|
Assim, o princípio da prioridade do trabalho em relação ao
capital, é um postulado que pertence à ordem da moral social. Este
postulado tem uma importância-chave, tanto no sistema fundado sobre o
princípio da propriedade privada dos meios de produção, como no
sistema em que a propriedade privada de tais meios foi limitada mesmo
radicalmente. O trabalho, num certo sentido, é inseparável do
capital e não tolera, sob nenhuma forma, aquela antinomia — quer
dizer, a separação e contraposição relativamente aos meios de
produção — que, resultando de premissas unicamente económicas, tem
pesado sobre a vida humana nos últimos séculos. Quando o homem
trabalha, utilizando-se do conjunto dos meios de produção, deseja
ao mesmo tempo: que os frutos desse trabalho sejam úteis para si e
para outrem; e ainda, no mesmo processar-se do trabalho, poder
figurar como corresponsável e co-artífice da actividade no «banco»
de trabalho, junto do qual se aplica.
Disto promanam alguns direitos específicos dos trabalhadores,
direitos que correspondem à obrigação de trabalhar. Falar-se-á
deles em seguida. Entretanto, é necessário frisar bem, desde já,
que em geral o homem que trabalha deseja não só receber a
remuneração devida pelo seu trabalho, mas deseja também que seja
tomada em consideração, no mesmo processo de produção, a
possibilidade de que ele, ao trabalhar, ainda que seja numa
propriedade comum, esteja cônscio de trabalhar «por sua conta».
Esta consciência fica nele abafada, ao encontrar-se num sistema de
centralização burocrática excessiva, na qual o trabalhador se vê
sobretudo como peça duma engrenagem num grande mecanismo movido de
cima; e ainda — por várias razões — mais como um simples
instrumento de produção do que como um verdadeiro sujeito do
trabalho, dotado de iniciativa própria.
O ensino da Igreja exprimiu sempre a firme e profunda convicção de
que o trabalho humano não diz respeito simplesmente à economia, mas
implica também e sobretudo valores pessoais. O próprio sistema
económico e o processo de produção auferem vantagens precisamente do
facto de tais valores pessoais serem respeitados.

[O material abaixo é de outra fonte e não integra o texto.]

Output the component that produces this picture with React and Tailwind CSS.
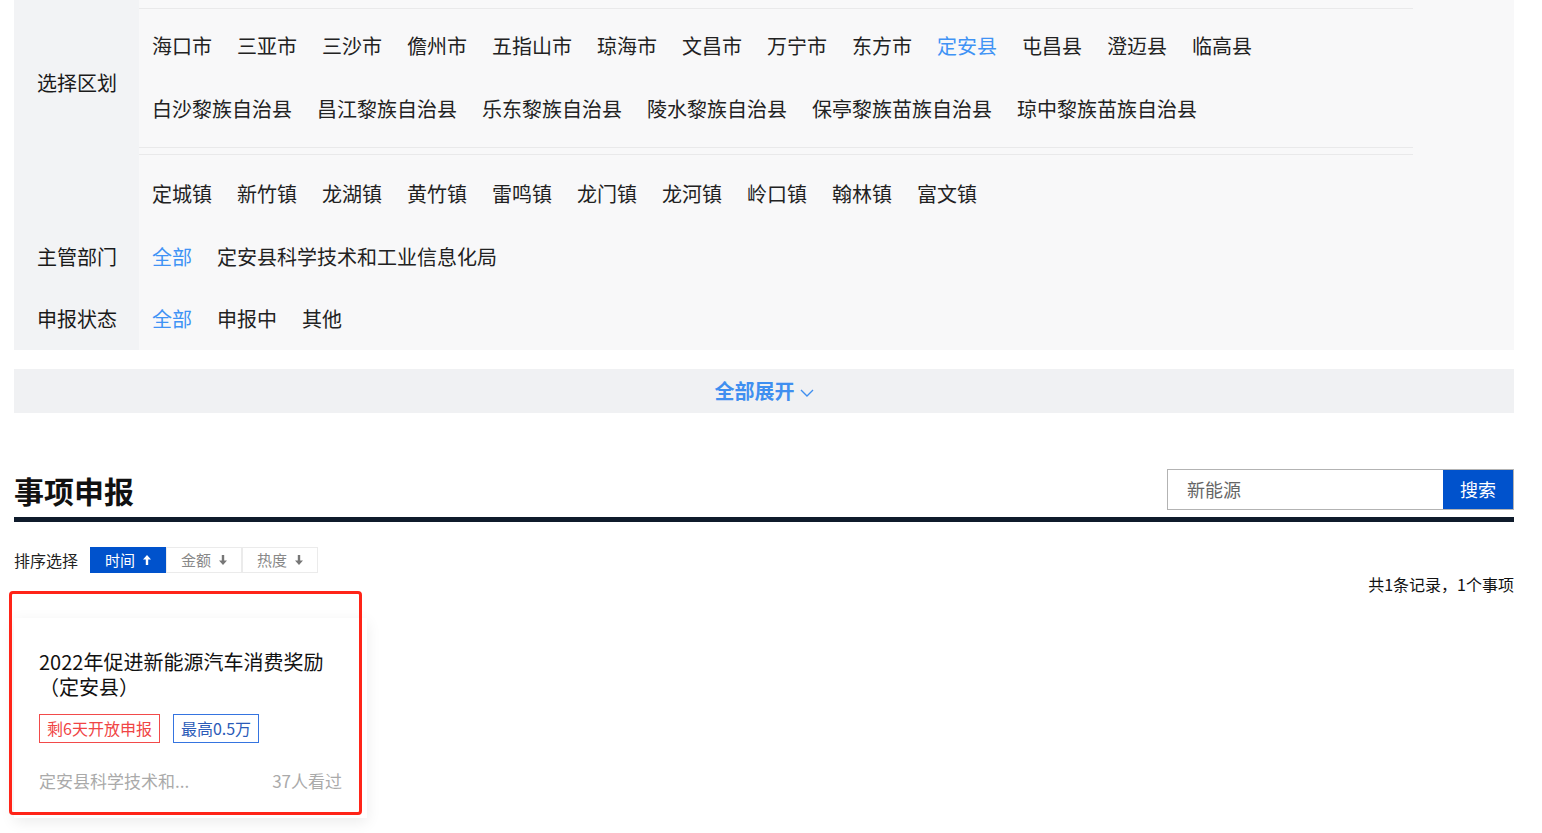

No pensamento de
Santo Tomás de Aquino, é sobretudo esta razão que depõe a favor
da propriedade privada dos meios de produção. Se aceitamos que, por
motivos certos e fundados, podem ser feitas excepções ao princípio
da propriedade privada — e nos nossos tempos estamos mesmo a ser
testemunhas de que, na vida, foi introduzido o sistema da propriedade
«socializada» — o argumento personalista, contudo, não perde a sua
força, nem ao nível dos princípios, nem no campo prático. Toda e
qualquer socialização dos meios de produção, para ser racional e
frutuosa, deve ter este argumento em consideração. Deve fazer-se
todo o possível para que o homem, mesmo num tal sistema, possa
conservar a consciência de trabalhar «por sua própria conta». Caso
contrário, verificam-se necessariamente danos incalculáveis em todo
o processo económico, danos que não são apenas de ordem económica,
mas que atingem em primeiro lugar o homem.